By 2018 it was clear that the Sturgeon machine would do anything in its power to maintain total supremacy over its domain irrespective of the damage and by 2019 it was really, really clear the Scottish Government was on the verge of crisis across its domestic agenda. How people didn’t see all of this is beyond me.
But the Sturgeon era is over and surely we’ve learnt the lessons – surely?
So yes, I’ve wanted Nicola Sturgeon gone for a long time. It wasn’t personal, it’s because what was ahead of us (and still is) needed someone who could work with others and listen and that is not what Scotland had. It was a purely pragmatic response.
And she’s gone. Sturgeon will not hold substantial influence over Scottish politics or the independence movement again. Her major contribution (such as it was) is over. She can go away and do the talking circuit like John Major, cash in like Tony Blair, try and do something useful like Henry McLeish, or she can learn to drive, foster a kid and get a life. Whatever.
But she’s not going to become a political leader again and she has been so deliberately divisive she has little or no ongoing role in an independence movement. All of these are for reasons of her own making. All of it was her choice. She had chance to do big, valuable things and she didn’t.
Meanwhile the rest of us have a world to save from climate change, a constitutional impasse to resolve over the nation’s future, poverty and social failure we need to face up to properly, the need to find a place in a world geopolitics which is looking increasingly concerning and massive new challenges to get to grips with like Artificial Intelligence.
Plus in Scotland we have still got a substantial way to go before we are no longer living daily with the endless damaging consequences of the former First Minister’s policy agenda (I was going to add ‘crumbling’ to that but honestly, it’s not crumbling, it’s already dust).
For what was the best part of a decade we bought this line that ‘Nicola Sturgeon isn’t like other human beings so we don’t need to worry too much about the detail or spend much time verifying the reality, if she says she’s going to solve the climate crisis than that’s good enough for us’. I found that deeply oppressive because checking the detail and the reality are what we do at Common Weal.
But it is over and surely we’ve learnt the lessons. Surely? Surely we can see that we need to start demanding that government in Scotland operates properly, with minutes of meetings, external advice sought on policy development, checks and balances to executive action restored and some semblance of confidence demonstrated?

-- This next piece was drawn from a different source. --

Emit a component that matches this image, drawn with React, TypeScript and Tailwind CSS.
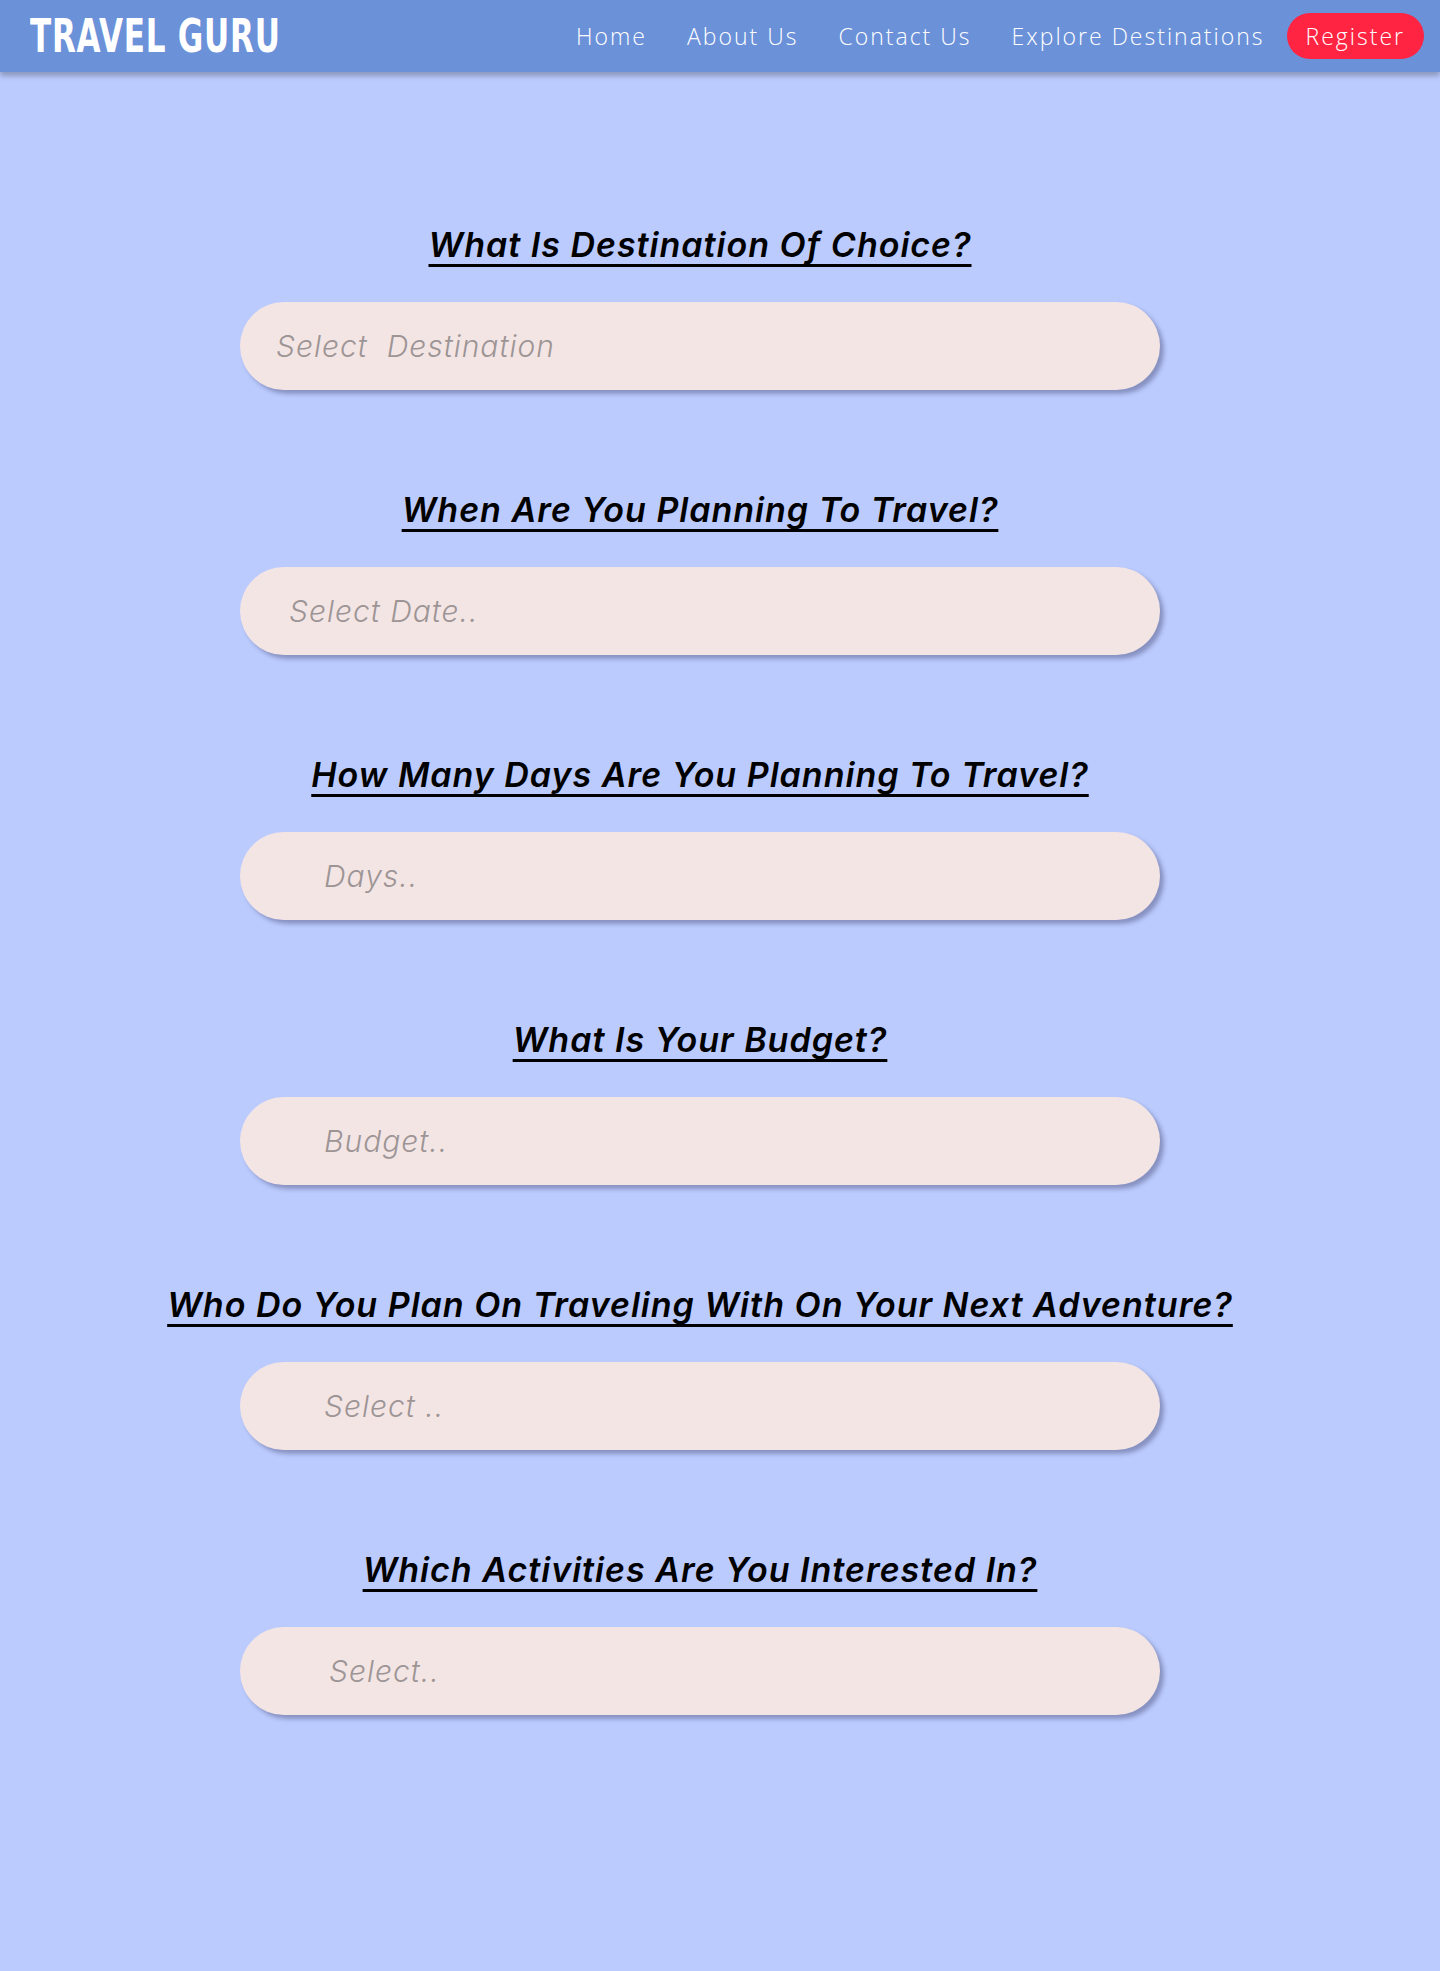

All that we are debating now is whether Nicola Sturgeon was a failure or a villain
Because that’s all I’ve ever wanted here, to move on. Many people I’ve spoken to in recent years have expressed their fervent desire for Sturgeon to be ‘punished’ for what she was doing. I differed. I was always clear that I didn’t care whether the destination was a jail cell or a cushy job that kept her away from Scottish politics, it wasn’t justice I wanted, it was the chance to move on.
It is why on the day of her resignation I wrote my ‘Keys!’ article. I was sincere then and I still am. I’m ready to put all of the last eight years behind me, forget it all happened and start again with an open attitude to what comes next. And then, and then…
Then Sturgeon and Murrell tried and succeeded in rigging the election for a hand-picked candidate who would take all the falls for her and not ask difficult questions. Then she started running a kind of celebrity influencer show to keep what remains of her loyal troops looking backwards at her not forwards at what comes next.
So for me the overwhelming factor about this arrest yesterday is it is one more step on the road to persuading Nicola Sturgeon and her remaining courtiers that it really is over. Because, Boris Johnson-like, they really don’t seem truly to understand that fact, perhaps even dreaming of some kind of return.
That isn’t going to happen. All that we are debating now is whether Nicola Sturgeon was a failure or a villain. Are the endless disasters trailing behind her the result of a well-meaning person who was out of her depth or the poisonous detritus of an unpleasant person who acted in bad faith?
It is therefore with all the goodwill in the world that I say ‘good luck with that historians’ while I try to focus on what the hell we do now. Sturgeon’s arrest? I shrugged, thought ‘god I hope this is over soon’ and got right back on with my life.